- **AIM OF THE TASK**:
Copy each line exactly. Drop every picture.

++++

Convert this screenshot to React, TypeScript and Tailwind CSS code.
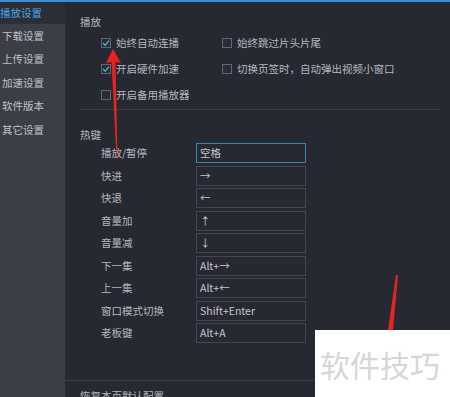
const font = { fontFamily: '"Noto Sans CJK SC", "Noto Sans", sans-serif' };

const sideItems = ["播放设置", "下载设置", "上传设置", "加速设置", "软件版本", "其它设置"];

const hotkeys = [
  ["播放/暂停", "空格"],
  ["快进", "→"],
  ["快退", "←"],
  ["音量加", "↑"],
  ["音量减", "↓"],
  ["下一集", "Alt+→"],
  ["上一集", "Alt+←"],
  ["窗口模式切换", "Shift+Enter"],
  ["老板键", "Alt+A"],
];

function Check({ on, label }: { on?: boolean; label: string }) {
  return (
    <div className="flex items-center gap-[5px]">
      <span className="flex h-[10px] w-[10px] items-center justify-center border border-[#63666e] bg-[#2a2d35]">
        {on && (
          <svg width="8" height="8" viewBox="0 0 8 8">
            <path d="M1 4 L3.2 6.2 L7 1.6" fill="none" stroke="#3fb6d8" strokeWidth="1.4" />
          </svg>
        )}
      </span>
      <span>{label}</span>
    </div>
  );
}

export default function App() {
  return (
    <div
      className="relative flex h-[397px] w-[450px] flex-col overflow-hidden bg-[#262932] text-[10.5px] text-[#b6b8bd]"
      style={font}
    >
      <div className="h-[2px] bg-[#3a8fd8]" />
      <div className="flex flex-1">
        <aside className="w-[65px] bg-[#3b3e46]">
          {sideItems.map((s, i) => (
            <div
              key={s}
              className={
                i === 0
                  ? "flex h-[22px] items-center bg-[#2b2e36] text-[#4aa6e6]"
                  : "flex h-[23.5px] items-center pl-[2px] text-[#c0c2c6]"
              }
            >
              {s}
            </div>
          ))}
        </aside>

        <main className="flex flex-1 flex-col">
          <div className="pl-[15px] pr-[10px]">
            <div className="pt-[13px] leading-[14px]">播放</div>
            <div className="mt-[1px] grid grid-cols-[121px_1fr] pl-[21px]">
              <div className="flex flex-col">
                <div className="flex h-[26px] items-center"><Check on label="始终自动连播" /></div>
                <div className="flex h-[26px] items-center"><Check on label="开启硬件加速" /></div>
                <div className="flex h-[26px] items-center"><Check label="开启备用播放器" /></div>
              </div>
              <div className="flex flex-col">
                <div className="flex h-[26px] items-center"><Check label="始终跳过片头片尾" /></div>
                <div className="flex h-[26px] items-center"><Check label="切换页签时，自动弹出视频小窗口" /></div>
              </div>
            </div>
            <div className="mt-[1px] h-px bg-[#3c3f47]" />
            <div className="pt-[18px] leading-[14px]">热键</div>
            <div className="mt-[1px] flex flex-col gap-[2.5px] pl-[21px]">
              {hotkeys.map(([k, v], i) => (
                <div key={k} className="flex h-[20px] items-center">
                  <span className="w-[95px]">{k}</span>
                  <span
                    className={
                      "flex h-[20px] w-[110px] items-center border px-[3px] text-[#c6c8cc] " +
                      (i === 0 ? "border-[#3a86a8]" : "border-[#44474f]")
                    }
                  >
                    {v}
                  </span>
                </div>
              ))}
            </div>
          </div>
          <div className="flex-1" />
          <div className="h-px bg-[#3c3f47]" />
          <div className="h-[16px] pl-[15px] pt-[8px] leading-[14px]">恢复本页默认配置</div>
        </main>
      </div>

      <svg className="pointer-events-none absolute left-0 top-0" width="450" height="397">
        <polygon points="113,49 121,63 115.5,62 117.5,157 116.5,157 111.5,62 106,63" fill="#e8231d" />
        <polygon points="396,275 398,275 393,330 388,330" fill="#e8231d" />
      </svg>

      <div className="absolute left-[315px] top-[330px] flex h-[67px] w-[135px] items-center bg-white pl-[5px]">
        <span className="text-[30px] leading-none text-[#d6d6d6]" style={font}>
          软件技巧
        </span>
      </div>
    </div>
  );
}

++++

- **EXERCISE SOLUTION**:
Convert this screenshot to React, TypeScript and Tailwind CSS code.
const font = { fontFamily: '"Noto Sans CJK SC", "Noto Sans", sans-serif' };

const sideItems = ["播放设置", "下载设置", "上传设置", "加速设置", "软件版本", "其它设置"];

const hotkeys = [
  ["播放/暂停", "空格"],
  ["快进", "→"],
  ["快退", "←"],
  ["音量加", "↑"],
  ["音量减", "↓"],
  ["下一集", "Alt+→"],
  ["上一集", "Alt+←"],
  ["窗口模式切换", "Shift+Enter"],
  ["老板键", "Alt+A"],
];

function Check({ on, label }: { on?: boolean; label: string }) {
  return (
    <div className="flex items-center gap-[5px]">
      <span className="flex h-[10px] w-[10px] items-center justify-center border border-[#63666e] bg-[#2a2d35]">
        {on && (
          <svg width="8" height="8" viewBox="0 0 8 8">
            <path d="M1 4 L3.2 6.2 L7 1.6" fill="none" stroke="#3fb6d8" strokeWidth="1.4" />
          </svg>
        )}
      </span>
      <span>{label}</span>
    </div>
  );
}

export default function App() {
  return (
    <div
      className="relative flex h-[397px] w-[450px] flex-col overflow-hidden bg-[#262932] text-[10.5px] text-[#b6b8bd]"
      style={font}
    >
      <div className="h-[2px] bg-[#3a8fd8]" />
      <div className="flex flex-1">
        <aside className="w-[65px] bg-[#3b3e46]">
          {sideItems.map((s, i) => (
            <div
              key={s}
              className={
                i === 0
                  ? "flex h-[22px] items-center bg-[#2b2e36] text-[#4aa6e6]"
                  : "flex h-[23.5px] items-center pl-[2px] text-[#c0c2c6]"
              }
            >
              {s}
            </div>
          ))}
        </aside>

        <main className="flex flex-1 flex-col">
          <div className="pl-[15px] pr-[10px]">
            <div className="pt-[13px] leading-[14px]">播放</div>
            <div className="mt-[1px] grid grid-cols-[121px_1fr] pl-[21px]">
              <div className="flex flex-col">
                <div className="flex h-[26px] items-center"><Check on label="始终自动连播" /></div>
                <div className="flex h-[26px] items-center"><Check on label="开启硬件加速" /></div>
                <div className="flex h-[26px] items-center"><Check label="开启备用播放器" /></div>
              </div>
              <div className="flex flex-col">
                <div className="flex h-[26px] items-center"><Check label="始终跳过片头片尾" /></div>
                <div className="flex h-[26px] items-center"><Check label="切换页签时，自动弹出视频小窗口" /></div>
              </div>
            </div>
            <div className="mt-[1px] h-px bg-[#3c3f47]" />
            <div className="pt-[18px] leading-[14px]">热键</div>
            <div className="mt-[1px] flex flex-col gap-[2.5px] pl-[21px]">
              {hotkeys.map(([k, v], i) => (
                <div key={k} className="flex h-[20px] items-center">
                  <span className="w-[95px]">{k}</span>
                  <span
                    className={
                      "flex h-[20px] w-[110px] items-center border px-[3px] text-[#c6c8cc] " +
                      (i === 0 ? "border-[#3a86a8]" : "border-[#44474f]")
                    }
                  >
                    {v}
                  </span>
                </div>
              ))}
            </div>
          </div>
          <div className="flex-1" />
          <div className="h-px bg-[#3c3f47]" />
          <div className="h-[16px] pl-[15px] pt-[8px] leading-[14px]">恢复本页默认配置</div>
        </main>
      </div>

      <svg className="pointer-events-none absolute left-0 top-0" width="450" height="397">
        <polygon points="113,49 121,63 115.5,62 117.5,157 116.5,157 111.5,62 106,63" fill="#e8231d" />
        <polygon points="396,275 398,275 393,330 388,330" fill="#e8231d" />
      </svg>

      <div className="absolute left-[315px] top-[330px] flex h-[67px] w-[135px] items-center bg-white pl-[5px]">
        <span className="text-[30px] leading-none text-[#d6d6d6]" style={font}>
          软件技巧
        </span>
      </div>
    </div>
  );
}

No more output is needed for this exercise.